The Daily Beast reported last month that Trump dined at the White House with Jesse Watters, a Fox News pundit, and Sebastian Gorka, a controversial former White House aide.
Following news of the Cohen raids on Monday, Hannity led his show by saying, "This is now officially an all-hands-on-deck effort to totally malign and, if possible, impeach the president of the United States."
He added: "Mueller and Rosenstein have declared what is a legal war on the president."
Meanwhile, diGenova, the controversial former federal prosecutor who was under consideration to join Trump's legal team, told Fox News on Monday that Congress should move to impeach Rosenstein and Christopher Wray, the FBI director.
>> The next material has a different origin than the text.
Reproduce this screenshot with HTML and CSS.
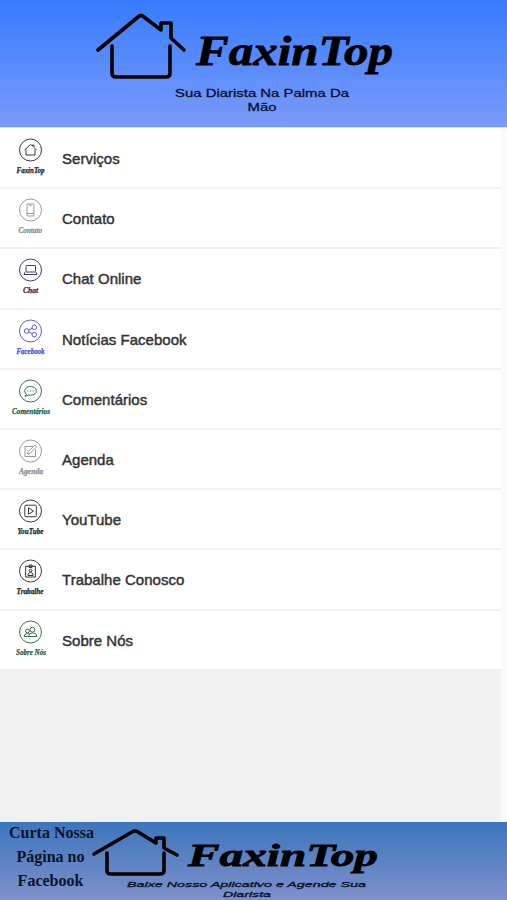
FILE: index.html
```
<!DOCTYPE html>
<html lang="pt-BR">

  <head>
    <meta charset="UTF-8">
    <title>FaxinTop</title>
    <link rel="stylesheet" href="styles.css">
  </head>

  <body>
    <header class="header">
      <svg class="banner" viewBox="0 0 507 127">
        <g class="house">
          <path d="M98 50L138 17Q141 14 144 17L161 30V23H171V38L184 50" />
          <path d="M112 46V73Q112 77 116 77H166Q170 77 170 73V46" />
        </g>
        <text class="logo" x="196" y="65" font-size="43" textLength="197" lengthAdjust="spacingAndGlyphs">FaxinTop</text>
        <text class="slogan" x="175" y="97" font-size="11.5" textLength="174" lengthAdjust="spacingAndGlyphs">Sua Diarista Na Palma Da</text>
        <text class="slogan" x="247.5" y="111" font-size="11.5" textLength="29" lengthAdjust="spacingAndGlyphs">Mão</text>
      </svg>
    </header>

    <main class="content">
      <ul class="menu">
        <li class="item">
          <svg class="icon black" viewBox="0 0 62 60">
            <circle cx="30.5" cy="22" r="11" />
            <path d="M24.5 22L30.5 16.5L32.5 18V17H34V19.5L36.5 22M26 21.5V27H35V21.5" />
            <text x="16.5" y="45" textLength="28" lengthAdjust="spacingAndGlyphs">FaxinTop</text>
          </svg>
          <span class="label">Serviços</span>
        </li>
        <li class="item">
          <svg class="icon gray" viewBox="0 0 62 60">
            <circle cx="30.5" cy="22" r="11" />
            <rect x="27" y="16" width="7" height="12" rx="1" />
            <path d="M27 25.5H34M29.5 17.5H31.5" />
            <text x="18.5" y="45" textLength="23.5" lengthAdjust="spacingAndGlyphs">Contato</text>
          </svg>
          <span class="label">Contato</span>
        </li>
        <li class="item">
          <svg class="icon navy" viewBox="0 0 62 60">
            <circle cx="30.5" cy="22" r="11" />
            <rect x="26" y="17.5" width="9.5" height="6.5" rx="0.5" />
            <path d="M25 24L24 26.5H37L36 24" />
            <text x="23" y="45" textLength="15" lengthAdjust="spacingAndGlyphs">Chat</text>
          </svg>
          <span class="label">Chat Online</span>
        </li>
        <li class="item">
          <svg class="icon blue" viewBox="0 0 62 60">
            <circle cx="30.5" cy="22" r="11" />
            <circle cx="26.7" cy="22" r="2.3" />
            <circle cx="34.3" cy="18.3" r="2.3" />
            <circle cx="34.3" cy="25.7" r="2.3" />
            <path d="M28.8 21L32.2 19.3M28.8 23L32.2 24.7" />
            <text x="16.5" y="45" textLength="28" lengthAdjust="spacingAndGlyphs">Facebook</text>
          </svg>
          <span class="label">Notícias Facebook</span>
        </li>
        <li class="item">
          <svg class="icon green" viewBox="0 0 62 60">
            <circle cx="30.5" cy="22" r="11" />
            <path d="M26.5 25.3C22.5 22 25.5 17.5 30.5 17.5C38 17.5 38.5 26.2 30.5 26.2L28.8 26L25 27.5ZM27.5 22H28.5M30 22H31M32.5 22H33.5" />
            <text x="12" y="45" textLength="38" lengthAdjust="spacingAndGlyphs">Comentários</text>
          </svg>
          <span class="label">Comentários</span>
        </li>
        <li class="item">
          <svg class="icon gray" viewBox="0 0 62 60">
            <circle cx="30.5" cy="22" r="11" />
            <path d="M33 17.5H25V27.5H35.5V20.5M27.5 25L28.3 22.5L35 16L36.7 17.7L30 24.3Z" />
            <text x="19" y="45" textLength="24" lengthAdjust="spacingAndGlyphs">Agenda</text>
          </svg>
          <span class="label">Agenda</span>
        </li>
        <li class="item">
          <svg class="icon black" viewBox="0 0 62 60">
            <circle cx="30.5" cy="22" r="11" />
            <rect x="24.8" y="16.2" width="11.5" height="11.5" rx="1" />
            <path d="M28.5 18.8V25.2L33.5 22Z" />
            <text x="17.5" y="45" textLength="26" lengthAdjust="spacingAndGlyphs">YouTube</text>
          </svg>
          <span class="label">YouTube</span>
        </li>
        <li class="item">
          <svg class="icon black" viewBox="0 0 62 60">
            <circle cx="30.5" cy="22" r="11" />
            <rect x="25.7" y="17.3" width="9.6" height="10.7" />
            <path d="M29 18.5V16H32V18.5ZM28 26.5V25L30.5 23L33 25V26.5Z" />
            <circle cx="30.5" cy="21.5" r="1.4" />
            <text x="16.5" y="45" textLength="27" lengthAdjust="spacingAndGlyphs">Trabalhe</text>
          </svg>
          <span class="label">Trabalhe Conosco</span>
        </li>
        <li class="item">
          <svg class="icon green" viewBox="0 0 62 60">
            <circle cx="30.5" cy="22" r="11" />
            <circle cx="32.5" cy="19.7" r="2.4" />
            <circle cx="27.5" cy="21" r="1.9" />
            <path d="M28.5 26.5Q29 22.8 32.5 22.8Q36.5 22.8 37 26.5ZM28.5 26.5H24Q24.3 23.5 27.5 23.5L29 24" />
            <text x="16" y="45" textLength="30" lengthAdjust="spacingAndGlyphs">Sobre Nós</text>
          </svg>
          <span class="label">Sobre Nós</span>
        </li>
      </ul>
    </main>

    <footer class="footer">
      <p class="like">Curta Nossa<br>Página no<br>Facebook</p>
      <svg class="download" viewBox="92 0 415 78">
        <g class="house">
          <path d="M94 32L132 10Q135 8 138 10L156 21V16H164V26L177 33" />
          <path d="M107 31V49Q107 52 111 52H160Q164 52 164 49V31" />
        </g>
        <text class="logo" x="188" y="44" font-size="31" textLength="190" lengthAdjust="spacingAndGlyphs">FaxinTop</text>
        <text class="slogan slanted" x="127" y="65" font-size="8" textLength="239" lengthAdjust="spacingAndGlyphs">Baixe Nosso Aplicativo e Agende Sua</text>
        <text class="slogan slanted" x="223" y="74.5" font-size="8" textLength="48" lengthAdjust="spacingAndGlyphs">Diarista</text>
      </svg>
    </footer>
  </body>

</html>
```
FILE: styles.css
```
* {
  margin: 0;
  padding: 0;
  box-sizing: border-box;
}

body {
  display: flex;
  flex-direction: column;
  height: 900px;
  overflow: hidden;
  background: #fafafa;
  font-family: "Liberation Sans", Arial, sans-serif;
}

.header {
  flex: none;
  height: 128px;
  background: linear-gradient(#377cff, #7a9afa);
  border-bottom: 1px solid #d5defc;
}

.banner {
  display: block;
  width: 507px;
  height: 127px;
}

.house {
  fill: none;
  stroke: #000;
  stroke-width: 3.6;
  stroke-linecap: round;
  stroke-linejoin: round;
}

.logo {
  font-family: "Liberation Serif", serif;
  font-weight: bold;
  font-style: italic;
  stroke: #000;
  stroke-width: 0.8;
}

.slogan {
  fill: #0b1128;
  stroke: #0b1128;
  stroke-width: 0.3;
}

.slanted {
  font-style: italic;
}

.content {
  flex: 1;
  width: 501px;
  background: #f2f2f2;
}

.menu {
  padding-top: 1px;
  background: #fff;
  list-style: none;
}

.item {
  display: flex;
  align-items: center;
  height: 60.2px;
  border-bottom: 2px solid #f0f0f0;
}

.icon {
  flex: none;
  width: 62px;
  height: 60px;
  fill: none;
  stroke: currentColor;
  stroke-width: 0.9;
}

.icon text {
  fill: currentColor;
  stroke-width: 0.25;
  font-family: "Liberation Serif", serif;
  font-size: 8px;
  font-weight: bold;
  font-style: italic;
}

.black {
  color: #222;
}

.gray {
  color: #8c8c8c;
}

.navy {
  color: #2c2850;
}

.blue {
  color: #4a43e8;
}

.green {
  color: #235c3c;
}

.label {
  padding-top: 1px;
  color: #333;
  font-size: 15px;
  letter-spacing: 0.02px;
  -webkit-text-stroke: 0.45px #333;
}

.footer {
  display: flex;
  flex: none;
  height: 78px;
  background: linear-gradient(#3b76bd, #8090cb);
}

.like {
  width: 92px;
  margin-top: -1px;
  padding-left: 9px;
  color: #0c1328;
  font-family: "Liberation Serif", serif;
  font-size: 16px;
  font-weight: bold;
  line-height: 24px;
  text-align: center;
  white-space: nowrap;
}

.download {
  display: block;
  width: 415px;
  height: 78px;
}
```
The next day, the chairman of the House Intelligence Committee, Rep. Devin Nunes, told the conservative commentator Laura Ingraham he was prepared to impeach Rosenstein and Wray if they did not hand over documents he was seeking related to the Russia investigation.
Trump picked up the thread on Wednesday morning.
"No Collusion or Obstruction (other than I fight back), so now they do the Unthinkable, and RAID a lawyers office for information! BAD!" he tweeted.
The president added that the US's deteriorating relationship with Russia was caused by the Russia investigation, "headed up by the all Democrat loyalists, or people that worked for Obama."
Trump then slammed Mueller, calling him the "most conflicted of all."
The only person more conflicted than Mueller, the president said, was Rosenstein.